Experience is what you get when you didn’t get what you wanted.

Do boys and girls in Europe share the same cabins? The same restrooms (or latrines)? If so, it will take a very long time for such openness to be accepted here: we might not live to see it. Otherwise, the current Scout campgrounds will have to undergo some expensive changes. And troops might be required to provide both a male and female adult on camping trips.

Yes, I’m aware that you’re in the military, Sue. Perhaps I should have put it this way: why militarize them at that age? They’re kids: let them enjoy their youth while they’re still young. Let them consider a military career once they reach adulthood.

“You can observe a lot just by watching.” – Yogi Berra

Most of the camping experiences I’ve known about with BSA had 2 boys sharing a pup tent. Latrines were generally port-a-johns.
I agree about the female leaders; this is already done at the Cub Scout level.
I don’t know much about any fixed campgrounds used by scouts here, though.

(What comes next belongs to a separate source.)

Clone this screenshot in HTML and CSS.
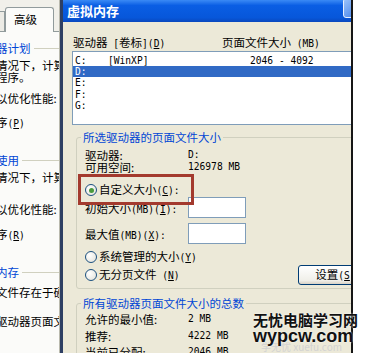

I guess I don’t see how wearing uniforms, doing flag ceremonies, & marching in parades is really militarizing kids. The 10 & under kids are generally thrilled with getting to wear uniforms. Older Girl Scouts seldom wear uniforms; if my experience is typical, most girls don’t own them once they leave the Junior level & advance to Cadettes. From what I’ve seen, pretty much all Boy Scouts have a shirt, but most wear it with jeans, not official shorts or slacks. One of the key values of Scouting is teamwork & building esprit d’corps. I suppose the fact that the typical American teenager values independence & self-expression including the “right” to wear the same Tommy Hilfiger stuff as everyone else has a lot to do with attrition from Scouts.

Sue from El Paso

  • Siamese attack puppet - Texas

Experience is what you get when you didn’t get what you wanted.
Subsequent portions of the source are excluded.